Hopefully this gives you an idea of the rhythm of our iterations. However we also have a daily rhythm within our team room:
- At 9am we have our daily stand-up meeting. We’re lucky enough to have our entire team working in the same location, so this doesn’t involve any fancy technology like conference calls. The goal of the stand-up meeting is to make sure everybody knows what’s going on in the team. Each team member gets up to 2 minutes to describe what they did yesterday, what they are going to do today, and what impediments (if any) they might have.
- After the stand-up everyone starts work – although it’s normally quite a noisy affair (well it is when I’m involved!). We have our own dedicated team room so we can make as much noise as we like, and we encourage face-to-face collaboration on problems as much as possible. Many times a day, someone will raise interesting and difficult questions that may require the customer to clarify requirements, project managers to reprioritise or modify requirements and plans, and surprise changes to the design and test cases.
- We encourage our developers to check in at least once a day to prevent painful integration and long periods where the testers can’t make progress. Before anyone in the team can check in (yes, me included!) they must go through a code review and a test review. Any developer or tester can perform these roles for anyone else, and we encourage as many combinations as possible. For the code review, the reviewer and the reviewee will share a computer and go through each of the changed code files and discuss the changes. The reviewer has the right to veto the check-in if they find problems, which can include inadequate unit test coverage. The test review is much the same but normally involves running the application through whatever obscure scenarios the tester can think of to see if it holds up. Once both the code and test reviewer are happy, the developer can check in.
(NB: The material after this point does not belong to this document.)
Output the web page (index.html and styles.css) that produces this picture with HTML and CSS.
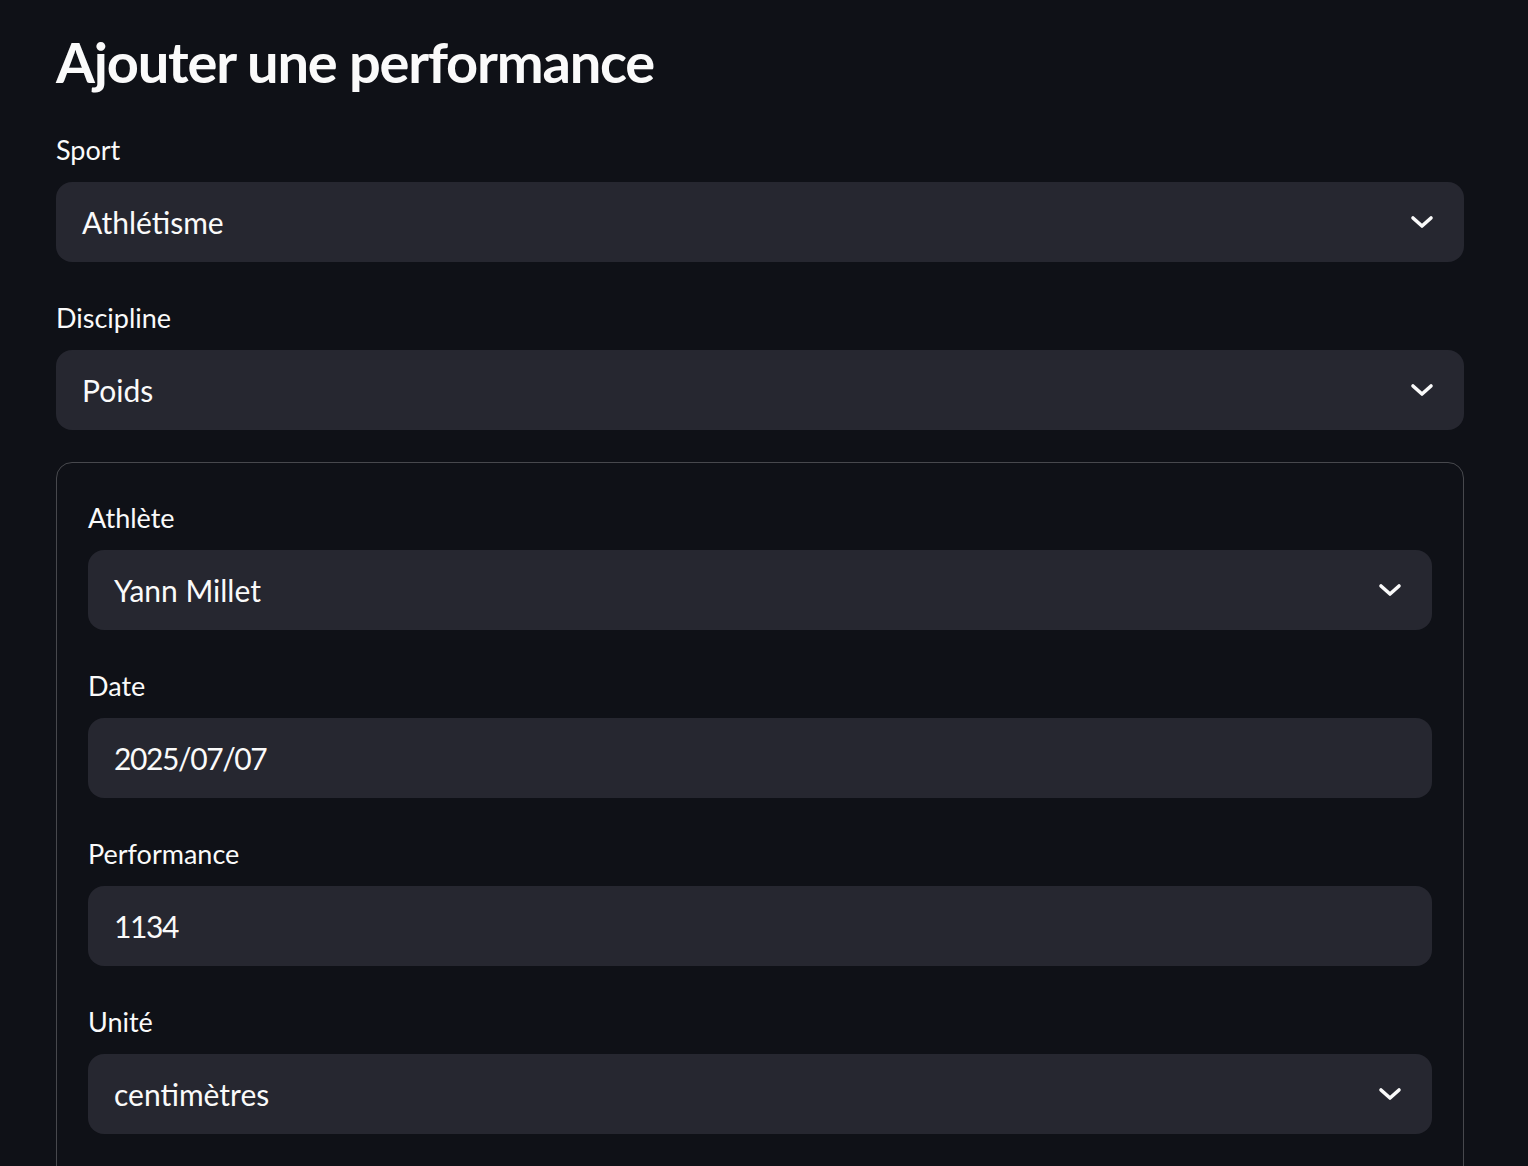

- We run a continuous integration build after each check-in, where the application will be compiled and all of the unit tests run on the build server. If the build breaks, noisy sirens will alert everyone in the team to the problem, and whoever caused the problem needs to fix it immediately as everyone else is blocked from checking in. A good CI build will result in a much more cheerful “Yippee!” sound.
- At 4pm we do our daily bug triage. This involves the test lead, one of the project managers, the customer product manager and the architect (me). We will go through each of the bugs raised in the last 24 hours, debate its priority, decide if and when it needs to be fixed, and (if it’s not closed) assign it to the most appropriate developer to fix.
- Also at 4pm we commence our daily build. In addition to compiling the code and running the unit tests, this involves deploying the application to our test server and running a suite of automated Build Verification Tests. Again, if any of this fails, the appropriate people need to down tools and get it all fixed.
- Once the build is declared “good”, we will start our nightly run of automated test cases. The next morning the testers will analyse the results of the previous night’s run and raise bugs for any regressions, or sometimes update the automated tests to deal with failures caused by changing requirements.
I hope this gives you some insight into one way of using agile methods to deliver a complex project. As I mentioned at the start of the post, this isn’t textbook agile, and we’ve needed to constantly evolve our process to address various challenges and to suit the personalities and experiences of our team. However I’m very happy to say that this is the most passionate, energetic and productive team I’ve ever worked with, and despite the fact that the requirements continue to evolve at what often seems like a frightening pace, we’ve continued to hit all of our milestones and targets. So I hope some of this will be of use to your team as well, and of course I’d love to hear about what you do differently in your team and how it’s working out for you.